Thursday, September 06, 2012

History of Quebec elections

I'm not sure why that shooting outside the PQ rally on Tuesday night deterred me from posting on the election yesterday.  But it did.

That certain lack of concern across Canada about the results of the Quebec election?  It's the subject of my forthcoming column in Canada's History, actually. (I think of that column as a history column, but whenever Mark the editor cajoles me into trying a historical angle on current news, I end up glad he did.)

Watching the coverage of the campaign and the results,  I could not help thinking again that while the sovereignty movement may remain a political reality, it has long since ceased to be an intellectual or moral challenge to the rest of us.  When you see Jean-François Lisée declaring that if Quebec does not become independent the French language will be extinct in Quebec in ten years (okay, I'm paraphrasing),  well, some of the urgency of engaging with such nasty nonsense goes away.  There has been some PQ hack trying such alarmist nonsense since about 1960. One used to take it seriously....

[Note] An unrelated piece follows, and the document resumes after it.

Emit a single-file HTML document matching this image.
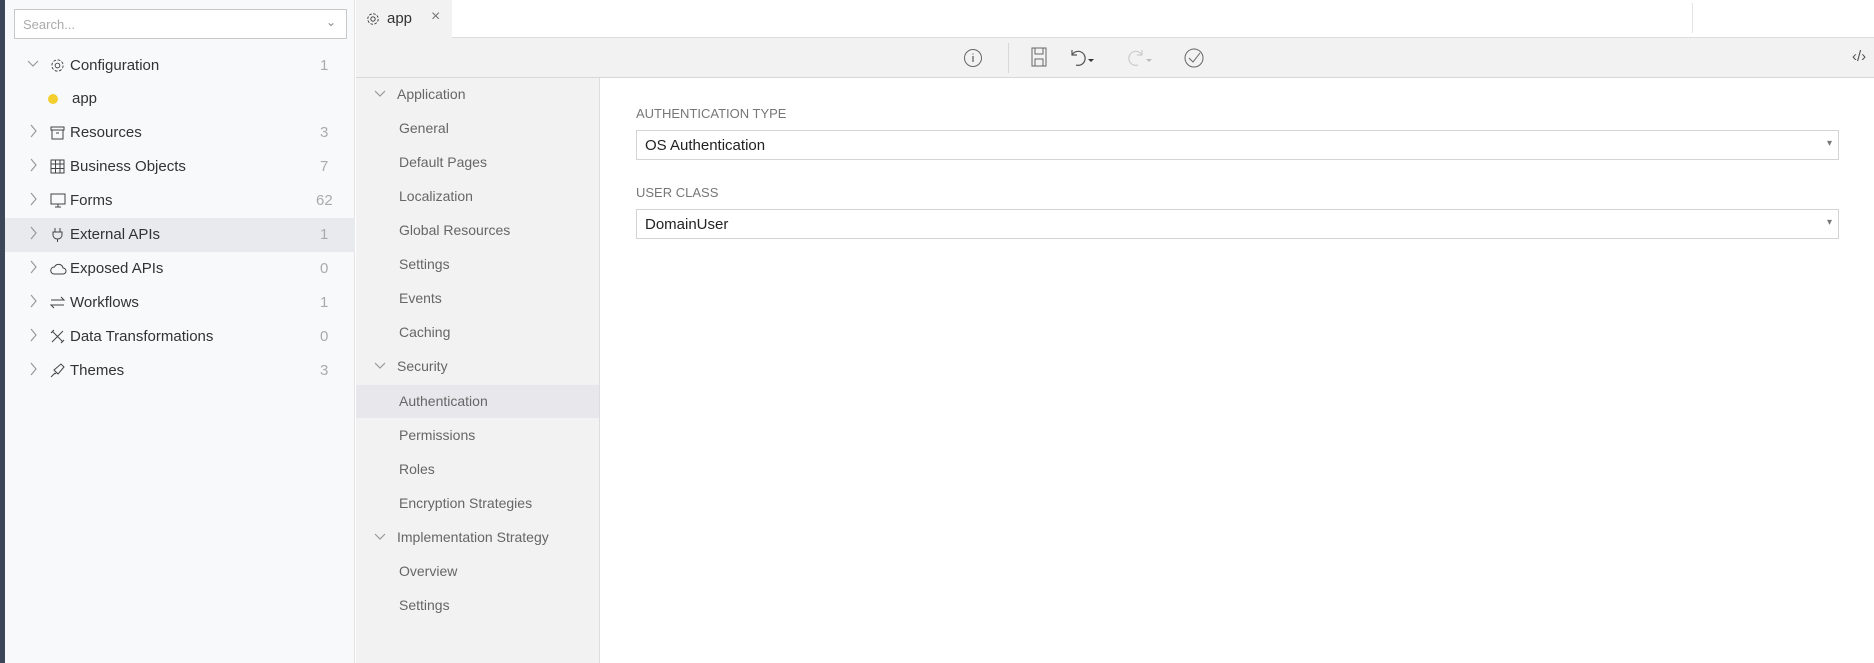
<!DOCTYPE html>
<html><head><meta charset="utf-8"><style>
*{box-sizing:border-box;margin:0;padding:0}
body{width:1874px;height:663px;overflow:hidden;font-family:"Liberation Sans",sans-serif;background:#fff;position:relative;color:#333}
.abs{position:absolute}
#strip{left:0;top:0;width:5px;height:663px;background:#3b4658}
#left{left:5px;top:0;width:350px;height:663px;background:#f8f9fb;border-right:1px solid #e3e3e3}
#search{left:9px;top:9px;width:333px;height:30px;border:1px solid #c8c8c8;background:#fff;font-size:13px;color:#aaa;padding:7px 8px}
.row{position:absolute;left:0;width:350px;height:34px;font-size:15px;color:#333}
.row .chev{position:absolute;left:22px;top:8px}
.row .ic{position:absolute;left:45px;top:9px}
.row .lb{position:absolute;left:65px;top:8px}
.row .ct{position:absolute;left:315px;top:8px;color:#aaa}
#tabbar{left:356px;top:0;width:1518px;height:38px;background:#fff;border-bottom:1px solid #ddd}
#tab{left:356px;top:0;width:96px;height:38px;background:#f2f2f2;font-size:15px}
#toolbar{left:356px;top:38px;width:1518px;height:40px;background:#f2f2f2;border-bottom:1px solid #d8d8d8}
#mid{left:356px;top:78px;width:244px;height:585px;background:#f2f2f2;border-right:1px solid #ddd}
.m{position:absolute;left:0;width:243px;height:33px;font-size:14px;color:#666}
.m span{position:absolute;top:8px}
.lab{font-size:13px;color:#777;left:636px}
.sel{left:636px;width:1203px;height:30px;border:1px solid #d4d4d4;font-size:15px;color:#222;padding:6px 8px}
.sel::after{content:"▾";position:absolute;right:6px;top:7px;font-size:10px;color:#777}
svg{display:block}
</style></head><body>
<div id="strip" class="abs"></div>
<div id="left" class="abs">
<div id="search" class="abs">Search...<span style="position:absolute;right:10px;top:5px;color:#888;font-size:12px">⌄</span></div>
<div class="row" style="top:49px"><svg class="chev" width="12" height="14" viewBox="0 0 12 14"><path d="M1 4l5 5 5-5" fill="none" stroke="#999" stroke-width="1.2"/></svg><svg class="ic" width="15" height="15" viewBox="0 0 16 16"><circle cx="8" cy="8" r="2.5" fill="none" stroke="#444"/><circle cx="8" cy="8" r="6" fill="none" stroke="#444" stroke-dasharray="3 1.7"/></svg><span class="lb">Configuration</span><span class="ct">1</span></div>
<div class="row" style="top:82px"><span style="position:absolute;left:43px;top:12px;width:10px;height:10px;border-radius:50%;background:#f2cf2e"></span><span class="lb" style="left:67px">app</span></div>
<div class="row" style="top:116px"><svg class="chev" width="12" height="14"><path d="M4 1l5 6-5 6" fill="none" stroke="#999" stroke-width="1.2"/></svg><svg class="ic" width="15" height="15"><path d="M1 2h13v3H1zM2 5v9h11V5M6 8h3" fill="none" stroke="#444"/></svg><span class="lb">Resources</span><span class="ct">3</span></div>
<div class="row" style="top:150px"><svg class="chev" width="12" height="14"><path d="M4 1l5 6-5 6" fill="none" stroke="#999" stroke-width="1.2"/></svg><svg class="ic" width="15" height="15"><path d="M1 1h13v13H1zM1 5h13M1 9.5h13M5.5 1v13M10 1v13" fill="none" stroke="#444"/></svg><span class="lb">Business Objects</span><span class="ct">7</span></div>
<div class="row" style="top:184px"><svg class="chev" width="12" height="14"><path d="M4 1l5 6-5 6" fill="none" stroke="#999" stroke-width="1.2"/></svg><svg class="ic" width="16" height="15"><path d="M1 1h14v10H1zM8 11v3M5 14h6" fill="none" stroke="#444"/></svg><span class="lb">Forms</span><span class="ct" style="left:311px">62</span></div>
<div class="row" style="top:218px;background:#e9eaee"><svg class="chev" width="12" height="14"><path d="M4 1l5 6-5 6" fill="none" stroke="#999" stroke-width="1.2"/></svg><svg class="ic" width="15" height="15"><path d="M5 1v4M10 1v4M3 5h9v3a4.5 4 0 0 1-9 0zM7.5 12v3" fill="none" stroke="#444"/></svg><span class="lb">External APIs</span><span class="ct">1</span></div>
<div class="row" style="top:252px"><svg class="chev" width="12" height="14"><path d="M4 1l5 6-5 6" fill="none" stroke="#999" stroke-width="1.2"/></svg><svg class="ic" width="17" height="15"><path d="M4 13h9a3 3 0 0 0 0-6 4.5 4.5 0 0 0-8.5-1A3.5 3.5 0 0 0 4 13z" fill="none" stroke="#444"/></svg><span class="lb">Exposed APIs</span><span class="ct">0</span></div>
<div class="row" style="top:286px"><svg class="chev" width="12" height="14"><path d="M4 1l5 6-5 6" fill="none" stroke="#999" stroke-width="1.2"/></svg><svg class="ic" width="15" height="15"><path d="M1 5h13l-3-3M14 10H1l3 3" fill="none" stroke="#444"/></svg><span class="lb">Workflows</span><span class="ct">1</span></div>
<div class="row" style="top:320px"><svg class="chev" width="12" height="14"><path d="M4 1l5 6-5 6" fill="none" stroke="#999" stroke-width="1.2"/></svg><svg class="ic" width="15" height="15"><path d="M2 2l11 11M13 2L2 13M1 4l3-3M11 14l3-3" fill="none" stroke="#444"/></svg><span class="lb">Data Transformations</span><span class="ct">0</span></div>
<div class="row" style="top:354px"><svg class="chev" width="12" height="14"><path d="M4 1l5 6-5 6" fill="none" stroke="#999" stroke-width="1.2"/></svg><svg class="ic" width="15" height="15"><path d="M1 14l4-4M4 7l7-6 3 3-6 7zM5 10l1 1" fill="none" stroke="#444"/></svg><span class="lb">Themes</span><span class="ct">3</span></div>
</div>
<div id="tabbar" class="abs"></div>
<div class="abs" style="left:1692px;top:3px;width:1px;height:30px;background:#e3e3e3"></div>
<div id="tab" class="abs"><svg style="position:absolute;left:10px;top:12px" width="14" height="14" viewBox="0 0 16 16"><circle cx="8" cy="8" r="2.5" fill="none" stroke="#333"/><circle cx="8" cy="8" r="6" fill="none" stroke="#333" stroke-dasharray="3 1.7"/></svg><span style="position:absolute;left:31px;top:10px">app</span><span style="position:absolute;left:75px;top:8px;color:#777;font-size:16px">×</span></div>
<div id="toolbar" class="abs">
<svg style="position:absolute;left:607px;top:10px" width="20" height="20"><circle cx="10" cy="10" r="8.5" fill="none" stroke="#666"/><path d="M10 8v6M10 5.5v1" stroke="#666" stroke-width="1.3"/></svg>
<div style="position:absolute;left:652px;top:5px;width:1px;height:30px;background:#d8d8d8"></div>
<svg style="position:absolute;left:675px;top:9px" width="16" height="20"><path d="M1 1h14v18H1zM4 1v6h8V1M4 19v-7h8v7" fill="none" stroke="#666"/></svg>
<svg style="position:absolute;left:713px;top:9px" width="26" height="22"><path d="M3 3v5h5M3 8a7 7 0 1 1 4 10" fill="none" stroke="#555" stroke-width="1.2"/><path d="M19 12h6l-3 3z" fill="#333"/></svg>
<svg style="position:absolute;left:771px;top:9px" width="26" height="22"><path d="M15 3v5h-5M15 8a7 7 0 1 0-4 10" fill="none" stroke="#ccc" stroke-width="1.2"/><path d="M19 12h6l-3 3z" fill="#bbb"/></svg>
<svg style="position:absolute;left:827px;top:9px" width="22" height="22"><circle cx="11" cy="11" r="9" fill="none" stroke="#666"/><path d="M6 11l4 4 7-9" fill="none" stroke="#666"/></svg>
<span style="position:absolute;left:1496px;top:10px;font-size:15px;color:#555">‹/›</span>
</div>
<div id="mid" class="abs">
<div class="m" style="top:0"><svg style="position:absolute;left:18px;top:11px" width="12" height="10"><path d="M1 2l5 5 5-5" fill="none" stroke="#999" stroke-width="1.2"/></svg><span style="left:41px">Application</span></div>
<div class="m" style="top:34px"><span style="left:43px">General</span></div>
<div class="m" style="top:68px"><span style="left:43px">Default Pages</span></div>
<div class="m" style="top:102px"><span style="left:43px">Localization</span></div>
<div class="m" style="top:136px"><span style="left:43px">Global Resources</span></div>
<div class="m" style="top:170px"><span style="left:43px">Settings</span></div>
<div class="m" style="top:204px"><span style="left:43px">Events</span></div>
<div class="m" style="top:238px"><span style="left:43px">Caching</span></div>
<div class="m" style="top:272px"><svg style="position:absolute;left:18px;top:11px" width="12" height="10"><path d="M1 2l5 5 5-5" fill="none" stroke="#999" stroke-width="1.2"/></svg><span style="left:41px">Security</span></div>
<div class="m" style="top:307px;background:#e8e8ec"><span style="left:43px">Authentication</span></div>
<div class="m" style="top:341px"><span style="left:43px">Permissions</span></div>
<div class="m" style="top:375px"><span style="left:43px">Roles</span></div>
<div class="m" style="top:409px"><span style="left:43px">Encryption Strategies</span></div>
<div class="m" style="top:443px"><svg style="position:absolute;left:18px;top:11px" width="12" height="10"><path d="M1 2l5 5 5-5" fill="none" stroke="#999" stroke-width="1.2"/></svg><span style="left:41px">Implementation Strategy</span></div>
<div class="m" style="top:477px"><span style="left:43px">Overview</span></div>
<div class="m" style="top:511px"><span style="left:43px">Settings</span></div>
</div>
<div class="abs lab" style="top:106px">AUTHENTICATION TYPE</div>
<div class="abs sel" style="top:130px">OS Authentication</div>
<div class="abs lab" style="top:185px">USER CLASS</div>
<div class="abs sel" style="top:209px">DomainUser</div>
</body></html>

Election night coverage really reinforced how completely Quebec has come to share the Canadian habit of neglecting the most basic precepts of parliamentary democracy.  When it was likely that the PQ would have a few seats more than any other party, the tv "Decision Desks" flashed that "PQ Minority Government" sign with a sense of absolute certainty.  (I know you know, chers lecteurs, that there still is a government, and that if Premier Charest thought he might be able to cobble together 63 votes, he was perfectly entitled to remain in power and meet the legislature.)

On all the news channels the announcers and the expert commentators declared with the same certainty that it was, if not illegal, at least absolutely unacceptable that, say, the second and third parties, both federalist, might agree to put together a working majority.  One expert panelist even blithely declared that under the British parliamentary system we have inherited, the lieutenant-governor was obliged to to give Pauline Marois, as the leader of the party with the most seats, first choice in forming a government.

I don't mean that some government other than a PQ minority was particularly likely to emerge. Both the Liberals and the CAQ had good reasons not to work together, even though working together would put them in power.  But it was striking how all the commentators I saw agreed such an eventuality was absolutely unacceptable and next to illegal. Quebec's legislature now has a four-party system that may last a while -- but the conviction that the parties are not allowed to deal with that situation seemed to be unanimously held.

I was going to call this the Harperization of Quebec politics, but Prime Minister Harper's claim that only the largest party can form a government was not really his own invention.  Everyone seems to believe it most of the time.  Certainly the tv networks base their coverage on it.

Finally, I never before noticed there is a Quebec constituency called "Robert-Baldwin."  Nice.  I like that habit in Quebec of naming constituencies for politicians and public figures.  How about a riding called LaFontaine in one of the new federal ridings in the Toronto suburbs -- where indeed Louis-Hypolite once held a seat?  Better than "Markham-Stouffville-part of East Garafraxa-and over toward King City," which is roughly what they are going to be called.